ISSUE c). Whether the Plaintiff/Applicant should be granted orders to cause the amendment to the Plaint joining the Proposed Defendant in the suit
30. The legal principles on amendment of pleadings are provided for under Order 8 Rules 1,2 and 3 of the Civil Procedure Rules, 2010. Before the close of pleadings, the leave of Court is not required as opposed to when there has been closure of pleadings. The principles upon which a Court acts in an application to amend pleadings before/during trial are well settled and succinctly stated in several cases. These includes the case of “Eastern Bakery – Versus – Castelino (1958) E.A 461 (U) at Page 462 and Civil case No. 7 of 2017, St. Patrick’s Hills School Limited - Versus - Bank of Africa Kenya Limited” eKLR (2018) where courts held, inter alia:
“It will be sufficient, for purposes of the present case, to say that amendments to pleadings sought before the hearings should be freely allowed, if they can be made without injustice to the other side, and that there is no injustice to be if the other side can be compensated by costs….”
31. The same was later on buttressed by Bramwell, LJ in “Tildesley – Versus – Harper” (1878), 10 Ch. D. at Page 296 stated as under:
“My practice has always been to give leave to amend unless I have been satisfied that the party applying was acting mala fide, or that, by his blunder he has done some injury to his opponent which could not be compensated by costs or otherwise…”

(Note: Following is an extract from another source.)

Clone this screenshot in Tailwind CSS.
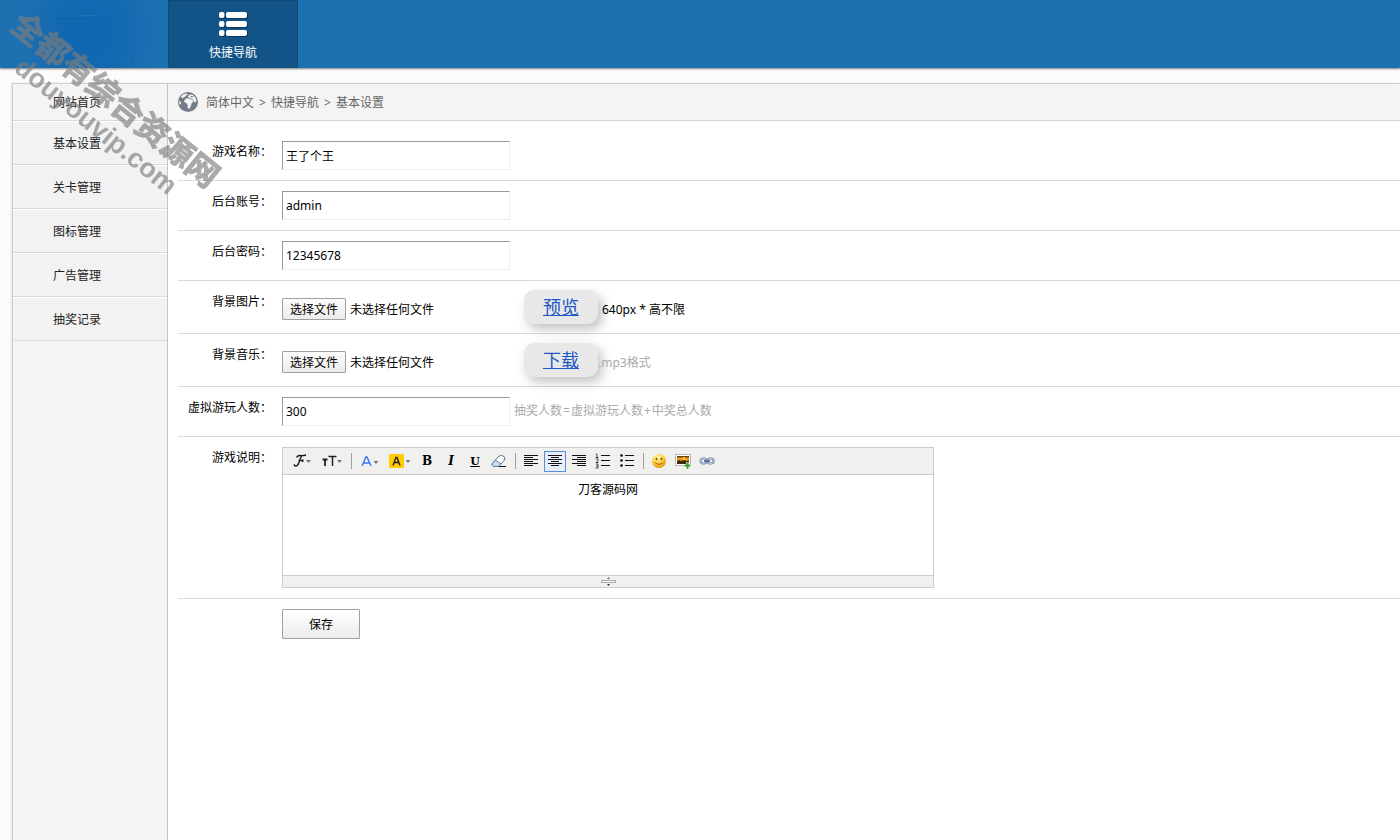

It is clear that from the above principles which I endeavor to import to this case that an amendment of pleadings in general should be allowed before the final Judgement is delivered. Pursuant to the above position, this Court agrees with the Plaintiff/Applicant and it concurrently follows, the power to amend pleadings is discretionary. In that case the court must act judicially in the exercise of its discretion within the ambit of the Principles of natural justice. The Court has already decided and granted leave to join the Proposed Defendant in the suit hence an amendment of the Plaint is inevitably vital and of cardinal importance for the purposes of determining the real question in controversy between the parties.
32. In any case as stated by the Plaintiff/Applicant, the instant Plaintiff’s suit and the relief sought against 139 other Defendants expressly pleaded in the Plaint would directly and adversely affect the proposed Defendant. The Court notes that the instant suit is still at its hearing stage and the pleadings had not closed hence the application was bona fide, timeously brought and meritorious as the amendment will not be introducing a new cause of action which is substantially different from the already existing one not offending Order 8 Rule 3(5) of the Civil Procedure Rules, 2010. Besides, the Court will allow the 40th Defendants corresponding leave and the opportunity to respond to the amendment if they so wished to do. Thus, under this sub – heading the application for the Plaintiff/Applicant succeeds.
IV. DETERMINATION
33. Ultimately in view of the foregoing detailed and expansive analysis to the rather omnibus application, this court arrives at the following decision and makes below order:-
a. THAT the Notice of Motion application dated 25th September, 2020 has no merit as to the extent as granting of temporary injunction orders against the proposed Defendant by herself, servants, employees, agents and/or assigns and hence on that prayers it is stands dismissed with costs.
b. THAT the Plaintiff/Applicant is granted the following orders:-
i. Leave to join the Proposed Defendant into the suit within the next 14 days.
ii. Leave to amend the Plaint strictly to have the Proposed Defendant – Marion Atieno Moon as an additional and now the 40th Defendant in this suit by filing and serving the Amended Plaint within the next 14 days from the date of this ruling without fail.
iii. The Plaintiff/Applicant to serve the Proposed Defendant, now as the 40th Defendant herein with all the pleadings to this case within the next 3 days from the date of filing the Amended Plaint to enable her fully comply with the Provisions of Orders 6, 7 and 11 of the Civil Procedure Rules within 14 days thereafter.
iv. The Proposed Defendant, now as the 40th Defendant to fully comply with the Provisions of Order 6, 7, and 11 of the Civil Procedures Rules by filing and serving a Defence and/or a Counter Claim within 14 days of service and serve all parties.
v. THAT all the Defendants in this matter are granted corresponding leave of 14 days upon service with the Amended Plaint by the Plaintiff to file and serve their Amended Defence.
vi. THAT for expediency sake this matter and taking that the Pre-trial conference session was already conducted on 9th December, 2021 the matter be mention on 25th April, 2022 for the purposes of:-
a. Confirming and Ascertaining full compliance of these directions and finalizing on the Pre-trial conference.
b. Taking a hearing date of the full trial within the next 90 days from the date of this ruling.
c. THAT the Costs to be in the cause.
IT IS SO ORDERED ACCORDINGLY.
DATED, SIGNED AND DELIVERED AT MOMBASA THIS 24TH DAY OF FEBRUARY, 2022
HON. JUSTICE L. L. NAIKUNI (JUDGE)
ENVIROMNENT AND LAND COURT
MOMBASA
In the Presence of:-
a. Yumna the Court Assistant.
b. Mr. Oscar Avedi Advocate for the Plaintiff/Applicant.
c. M/s. Takah Advocate for the 5th – 41st Defendants/Respondents.
d. Mr. Ntongaiti Advocate for the Proposed Defendant.